It’s been a wild few weeks for markets.
A sell-off last week dragged stocks sharply lower with the emergence of the omicron variant of the coronavirus, a more hawkish Federal Reserve and a mixed jobs report keeping investors cautious.
This week has seen a 180 with the S&P 500 on Tuesday rallying 2% for its best gain since March. The VIX volatility index on Friday spiked above 30 for its highest reading since the beginning of the year.
Mark the calendar, though. Ally Invest’s chief markets and money strategist, Lindsey Bell, said two upcoming economic events could trigger even more volatility during an already unpredictable stretch.
“I’m one of those voices that’s saying there is still risk and volatility likely to come ahead, especially as we wait for next week’s Fed meeting and we get [consumer price index inflation data] this Friday,” Bell told CNBC’s “Trading Nation” on Tuesday. “There’s a lot of things, a lot of headlines that could come across that could add to continued volatility all at a time when volumes tend to be lower.”
That volatility has surfaced memories of a December three years earlier, said Bell. The S&P 500 in December 2018 fell more than 9% as investors feared a central bank ready to tighten monetary policy, a slowing economy, and an intensifying trade war between the U.S. and China. It marked the worst December since 1931.
“It’s very similar to what you’re seeing today, the Fed sounding the alarm that inflation isn’t so transitory as they thought, it could be here to stay, and they are willing to take action as the job market heals,” said Bell.
The November jobs report, released last Friday, gave enough good news despite the weak headline number to support a Fed move, Bell said. Wage growth, a falling unemployment rate and increasing participation painted a rosier picture than the overall job growth number indicated.

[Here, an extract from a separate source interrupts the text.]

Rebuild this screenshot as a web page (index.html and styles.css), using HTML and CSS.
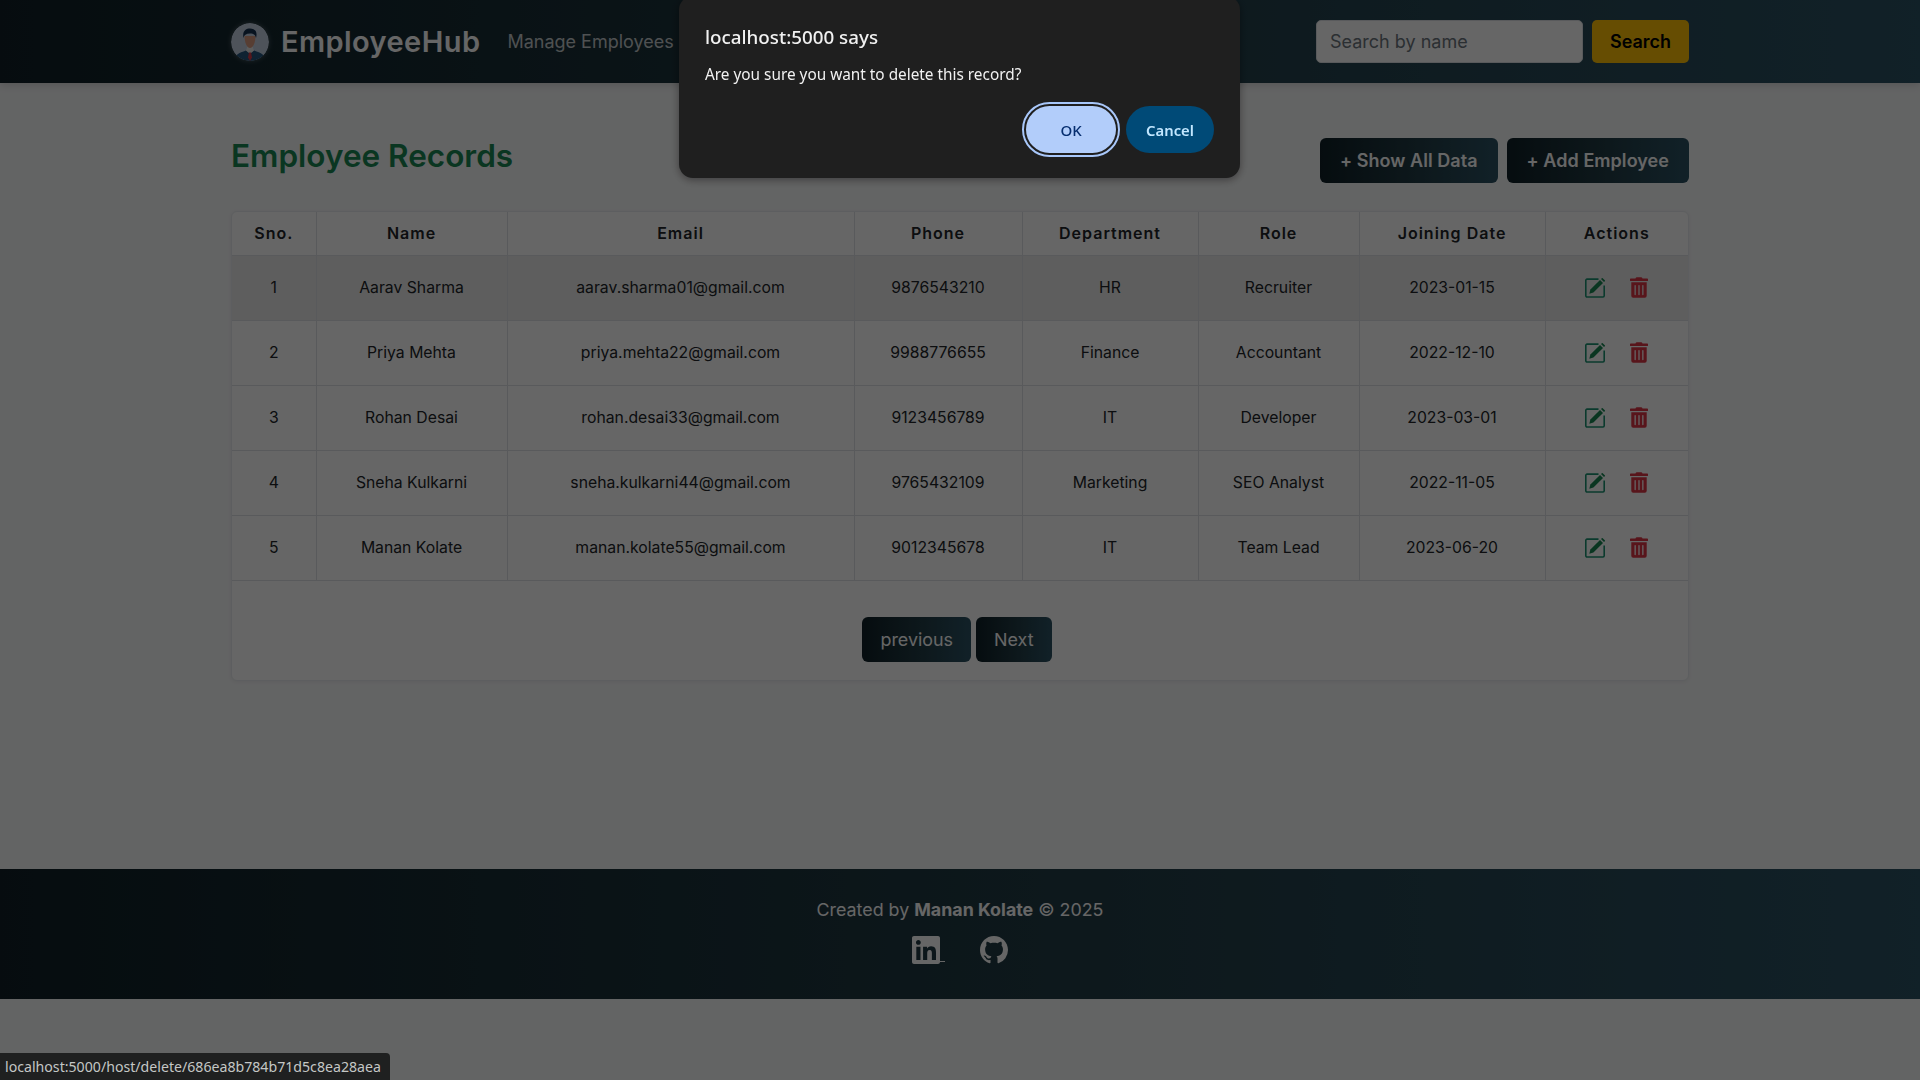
FILE: index.html
```html
<!DOCTYPE html>
<html lang="en">
<head>
<meta charset="utf-8">
<title>EmployeeHub</title>
<link rel="stylesheet" href="styles.css">
</head>
<body>
<svg class="sprite" aria-hidden="true">
  <symbol id="i-edit" viewBox="0 0 20 20">
    <path class="edit-box" d="M13.500 1.100H2A1.200 1.200 0 0 0 .8 2.300V17.800A1.200 1.200 0 0 0 2 19h16a1.200 1.200 0 0 0 1.200-1.200V7.500"/>
    <path class="edit-pen" d="M4.300 15.700l1.100-4.100L15 2l3 3-9.600 9.600z"/>
    <path class="edit-pen" d="M16 1l.8-.8a.6.6 0 0 1 .9 0l2.100 2.100a.6.6 0 0 1 0 .9l-.8.800z"/>
  </symbol>
  <symbol id="i-trash" viewBox="0 0 448 512">
    <path d="M32 464a48 48 0 0 0 48 48h288a48 48 0 0 0 48-48V128H32zm272-256a16 16 0 0 1 32 0v224a16 16 0 0 1-32 0zm-96 0a16 16 0 0 1 32 0v224a16 16 0 0 1-32 0zm-96 0a16 16 0 0 1 32 0v224a16 16 0 0 1-32 0zM432 32H312l-9.400-18.700A24 24 0 0 0 281.100 0H166.800a23.720 23.720 0 0 0-21.400 13.300L136 32H16A16 16 0 0 0 0 48v32a16 16 0 0 0 16 16h416a16 16 0 0 0 16-16V48a16 16 0 0 0-16-16z"/>
  </symbol>
</svg>

<nav class="navbar">
  <div class="nav-inner">
    <div class="nav-left">
      <svg class="avatar" viewBox="0 0 38 38" aria-hidden="true">
        <defs><clipPath id="round"><circle cx="19" cy="19" r="19"/></clipPath></defs>
        <g clip-path="url(#round)">
          <rect width="38" height="38" fill="#c2cfe2"/>
          <path d="M3 38c0-6 5-8 12-10.500l4 2 4-2c7 2.500 12 4.500 12 10.500z" fill="#26557e"/>
          <path d="M15 27.500l4 3.500 4-3.500-1.500-4h-5z" fill="#e8e8e8"/>
          <path d="M13.500 13c0 6.500 2.500 12 5.500 12s5.500-5.500 5.500-12z" fill="#d99c80"/>
          <path d="M18 29.500h2l1 5-2 3.500-2-3.500z" fill="#d83a48"/>
          <path d="M12.500 15c-1.500-7 2.500-9.500 6.500-9.500s8 2 6 9.500c-.5-3-2-4.500-6-4.500s-6 1.500-6.500 4.500z" fill="#15304f"/>
        </g>
      </svg>
      <span class="brand">EmployeeHub</span>
      <a class="nav-link">Manage Employees</a>
    </div>
    <form class="search">
      <input class="search-input" type="text" placeholder="Search by name">
      <button class="search-btn" type="button">Search</button>
    </form>
  </div>
</nav>

<main class="page">
  <div class="head-row">
    <h1 class="title">Employee Records</h1>
    <div class="head-actions">
      <a class="grad-btn strong">+ Show All Data</a>
      <a class="grad-btn strong">+ Add Employee</a>
    </div>
  </div>

  <section class="card">
    <table class="records">
      <colgroup>
        <col class="c-sno"><col class="c-name"><col class="c-email"><col class="c-phone">
        <col class="c-dept"><col class="c-role"><col class="c-date"><col class="c-act">
      </colgroup>
      <thead>
        <tr><th>Sno.</th><th>Name</th><th>Email</th><th>Phone</th><th>Department</th><th>Role</th><th>Joining Date</th><th>Actions</th></tr>
      </thead>
      <tbody>
        <tr class="hovered"><td>1</td><td>Aarav Sharma</td><td>aarav.sharma01@gmail.com</td><td>9876543210</td><td>HR</td><td>Recruiter</td><td>2023-01-15</td>
          <td><div class="acts"><svg class="ic-edit"><use href="#i-edit"/></svg><svg class="ic-trash"><use href="#i-trash"/></svg></div></td></tr>
        <tr><td>2</td><td>Priya Mehta</td><td>priya.mehta22@gmail.com</td><td>9988776655</td><td>Finance</td><td>Accountant</td><td>2022-12-10</td>
          <td><div class="acts"><svg class="ic-edit"><use href="#i-edit"/></svg><svg class="ic-trash"><use href="#i-trash"/></svg></div></td></tr>
        <tr><td>3</td><td>Rohan Desai</td><td>rohan.desai33@gmail.com</td><td>9123456789</td><td>IT</td><td>Developer</td><td>2023-03-01</td>
          <td><div class="acts"><svg class="ic-edit"><use href="#i-edit"/></svg><svg class="ic-trash"><use href="#i-trash"/></svg></div></td></tr>
        <tr><td>4</td><td>Sneha Kulkarni</td><td>sneha.kulkarni44@gmail.com</td><td>9765432109</td><td>Marketing</td><td>SEO Analyst</td><td>2022-11-05</td>
          <td><div class="acts"><svg class="ic-edit"><use href="#i-edit"/></svg><svg class="ic-trash"><use href="#i-trash"/></svg></div></td></tr>
        <tr><td>5</td><td>Manan Kolate</td><td>manan.kolate55@gmail.com</td><td>9012345678</td><td>IT</td><td>Team Lead</td><td>2023-06-20</td>
          <td><div class="acts"><svg class="ic-edit"><use href="#i-edit"/></svg><svg class="ic-trash"><use href="#i-trash"/></svg></div></td></tr>
      </tbody>
    </table>
    <div class="pager">
      <a class="grad-btn">previous</a>
      <a class="grad-btn">Next</a>
    </div>
  </section>
</main>

<footer class="footer">
  <p class="credit">Created by <strong>Manan Kolate</strong> © 2025</p>
  <div class="socials">
    <a class="social linked">
      <svg viewBox="0 32 448 448"><path d="M416 32H31.900C14.300 32 0 46.500 0 64.300v383.400C0 465.500 14.300 480 31.900 480H416c17.600 0 32-14.500 32-32.300V64.300c0-17.800-14.400-32.300-32-32.300zM135.400 416H69V202.200h66.500V416zm-33.200-243c-21.300 0-38.500-17.300-38.500-38.500S80.900 96 102.200 96c21.200 0 38.500 17.300 38.500 38.500 0 21.300-17.200 38.500-38.500 38.500zm282.100 243h-66.400V312c0-24.800-.5-56.700-34.500-56.700-34.600 0-39.900 27-39.900 54.900V416h-66.400V202.200h63.700v29.200h.9c8.900-16.800 30.600-34.500 62.900-34.500 67.200 0 79.700 44.300 79.700 101.900V416z"/></svg>
    </a>
    <a class="social">
      <svg viewBox="0 0 16 16"><path d="M8 0C3.580 0 0 3.580 0 8c0 3.540 2.290 6.530 5.470 7.590.4.070.55-.17.55-.38 0-.19-.01-.82-.01-1.490-2.010.37-2.530-.49-2.690-.94-.09-.23-.48-.94-.82-1.130-.28-.15-.68-.52-.01-.53.63-.01 1.080.58 1.230.82.72 1.210 1.870.87 2.330.66.070-.52.28-.87.51-1.070-1.780-.2-3.640-.89-3.640-3.950 0-.87.31-1.590.82-2.150-.08-.2-.36-1.020.08-2.120 0 0 .67-.21 2.200.82.64-.18 1.320-.27 2-.27.68 0 1.360.09 2 .27 1.530-1.040 2.200-.82 2.200-.82.44 1.100.16 1.920.08 2.120.51.56.82 1.270.82 2.150 0 3.070-1.870 3.750-3.650 3.950.29.25.54.73.54 1.480 0 1.070-.01 1.930-.01 2.200 0 .21.15.46.55.38A8.012 8.012 0 0 0 16 8c0-4.420-3.580-8-8-8z"/></svg>
    </a>
  </div>
</footer>

<div class="scrim"></div>

<div class="dialog" role="alertdialog">
  <div class="dlg-title">localhost:5000 says</div>
  <div class="dlg-msg">Are you sure you want to delete this record?</div>
  <div class="dlg-actions">
    <button class="dlg-btn ok" type="button">OK</button>
    <button class="dlg-btn cancel" type="button">Cancel</button>
  </div>
</div>

<div class="status">localhost:5000/host/delete/686ea8b784b71d5c8ea28aea</div>
</body>
</html>
```
FILE: styles.css
```css
* { box-sizing: border-box; }
html, body { margin: 0; padding: 0; }
body {
  min-height: 1080px;
  background: #f8f9fa;
  color: #212529;
  font-family: Inter, "Liberation Sans", sans-serif;
  font-size: 16px;
  overflow: hidden;
}
.sprite { display: none; }

/* navbar */
.navbar {
  height: 83px;
  background: linear-gradient(to right, #0f2027, #203a43, #2c5364);
  box-shadow: 0 2px 8px rgba(0, 0, 0, .15);
}
.nav-inner {
  width: 1458px;
  height: 100%;
  margin: 0 auto;
  display: flex;
  align-items: center;
  justify-content: space-between;
}
.nav-left { display: flex; align-items: center; }
.avatar {
  width: 38px;
  height: 38px;
  display: block;
  border-radius: 50%;
  box-shadow: 0 0 5px rgba(255, 255, 255, .25);
}
.brand {
  margin-left: 12px;
  color: #fff;
  font-size: 29px;
  font-weight: 600;
  letter-spacing: .42px;
}
.nav-link {
  margin-left: 27px;
  color: rgba(255, 255, 255, .75);
  font-size: 18px;
}
.search { display: flex; gap: 9px; }
.search-input {
  width: 267px;
  height: 43px;
  padding: 0 13px;
  border: 1px solid #dee2e6;
  border-radius: 5px;
  background: #fff;
  font: 18px Inter, sans-serif;
}
.search-input::placeholder { color: #6c757d; opacity: 1; }
.search-btn {
  width: 97px;
  height: 43px;
  border: 0;
  border-radius: 5px;
  background: #ffc107;
  color: #000;
  font: 600 18px Inter, sans-serif;
}

/* page */
.page { width: 1458px; margin: 0 auto; }
.head-row {
  display: flex;
  justify-content: space-between;
  padding-top: 55px;
  height: 128px;
}
.title {
  margin: -1px 0 0;
  color: #198754;
  font-size: 31.5px;
  font-weight: 600;
  line-height: 1.2;
}
.head-actions { display: flex; gap: 9px; align-items: flex-start; }
.grad-btn {
  display: inline-flex;
  align-items: center;
  justify-content: center;
  height: 45px;
  padding: 0 18px;
  border-radius: 6px;
  background: linear-gradient(to right, #0f2027, #203a43, #2c5364);
  color: #fff;
  font-size: 17.9px;
}
.grad-btn.strong { font-size: 18px; font-weight: 600; padding: 0 20px; letter-spacing: .05px; }

.card {
  border: 1px solid #e9ecef;
  border-radius: 6px;
  background: #fff;
  box-shadow: 0 1px 4px rgba(0, 0, 0, .06);
  height: 470px;
  overflow: hidden;
}
.records {
  width: 1456px;
  border-collapse: collapse;
  table-layout: fixed;
}
.c-sno { width: 84px; }
.c-name { width: 191px; }
.c-email { width: 347px; }
.c-phone { width: 168px; }
.c-dept { width: 176px; }
.c-role { width: 161px; }
.c-date { width: 186px; }
.c-act { width: 143px; }
.records th, .records td {
  border: 1px solid #dee2e6;
  text-align: center;
  vertical-align: middle;
}
.records tr > :first-child { border-left: 0; }
.records tr > :last-child { border-right: 0; }
.records thead tr > * { border-top: 0; }
.records th {
  height: 43px;
  padding: 0 0 1px;
  font-weight: 600;
  letter-spacing: 1px;
  color: #212529;
}
.records td { height: 65px; color: #212529; font-size: 15.75px; }
.hovered td { background: #ececec; }
.acts { display: flex; justify-content: center; align-items: center; gap: 25px; padding-right: 1px; }
.ic-edit { width: 20px; height: 20px; }
.edit-box { fill: none; stroke: #1c9272; stroke-width: 1.6; }
.edit-pen { fill: #198754; }
.ic-trash { width: 18px; height: 21px; margin-top: -1px; fill: #dc3545; }
.pager {
  display: flex;
  justify-content: center;
  gap: 5px;
  padding: 36px 6px 0 0;
}

/* footer */
.footer {
  margin-top: 188px;
  height: 130px;
  padding-top: 30px;
  background: linear-gradient(to right, #0f2027, #203a43, #2c5364);
  color: #fff;
  text-align: center;
}
.credit { margin: 0; font-size: 17.85px; line-height: 22px; }
.socials { display: flex; justify-content: center; gap: 40px; margin-top: 15px; }
.social { display: block; width: 28px; height: 28px; color: #fff; position: relative; }
.social svg { display: block; width: 28px; height: 28px; fill: currentColor; }
.linked::after {
  content: "";
  position: absolute;
  left: 28px;
  bottom: 2px;
  width: 5px;
  height: 1px;
  background: currentColor;
}

/* browser chrome on top of the page */
.scrim { position: fixed; inset: 0; background: rgba(0, 0, 0, .6); }
.dialog {
  position: fixed;
  top: -4px;
  left: 679px;
  width: 561px;
  height: 182px;
  padding: 30px 26px 0;
  border-radius: 14px;
  background: #1f1f1f;
  box-shadow: 0 2px 8px rgba(0, 0, 0, .4);
  font-family: "Noto Sans", sans-serif;
  color: #f1f1f1;
}
.dlg-title { font-size: 18.8px; font-weight: 500; line-height: 22px; }
.dlg-msg { margin-top: 16px; font-size: 15.35px; line-height: 20px; }
.dlg-actions { display: flex; justify-content: flex-end; gap: 10px; margin-top: 22px; }
.dlg-btn {
  height: 47px;
  border: 0;
  border-radius: 24px;
  font: 500 15px "Noto Sans", sans-serif;
}
.ok {
  width: 90px;
  background: #b2cdfa;
  color: #062e6f;
  outline: 2px solid #a8c7fa;
  outline-offset: 2px;
}
.cancel { width: 88px; background: #004a77; color: #c2e7ff; font-weight: 600; font-size: 14.8px; }
.status {
  position: fixed;
  left: 0;
  bottom: 0;
  width: 390px;
  height: 27px;
  padding: 0 5px;
  border-top-right-radius: 4px;
  background: #1f2020;
  color: #c4c7c5;
  font: 14.15px/27px "Noto Sans", sans-serif;
  white-space: nowrap;
}
```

“That signals that the Fed could continue on a path to be more hawkish, to end their bond-buying programs sooner than anticipated and then ultimately raise rates sooner than the market had initially expected,” she said.
Either way, for Bell it’s more crucial how the Fed hikes rates rather than when. She said a strategic central bank that maintains a measured pace with its tightening policy could still create a supportive environment for equities.
“If they’re more quick to pull the trigger and continue to raise rates at a faster pace, then the market could suffer,” she said.
The Federal Open Market Committee will convene for a two-day meeting next Tuesday with a rate decision and news conference set for next Wednesday afternoon.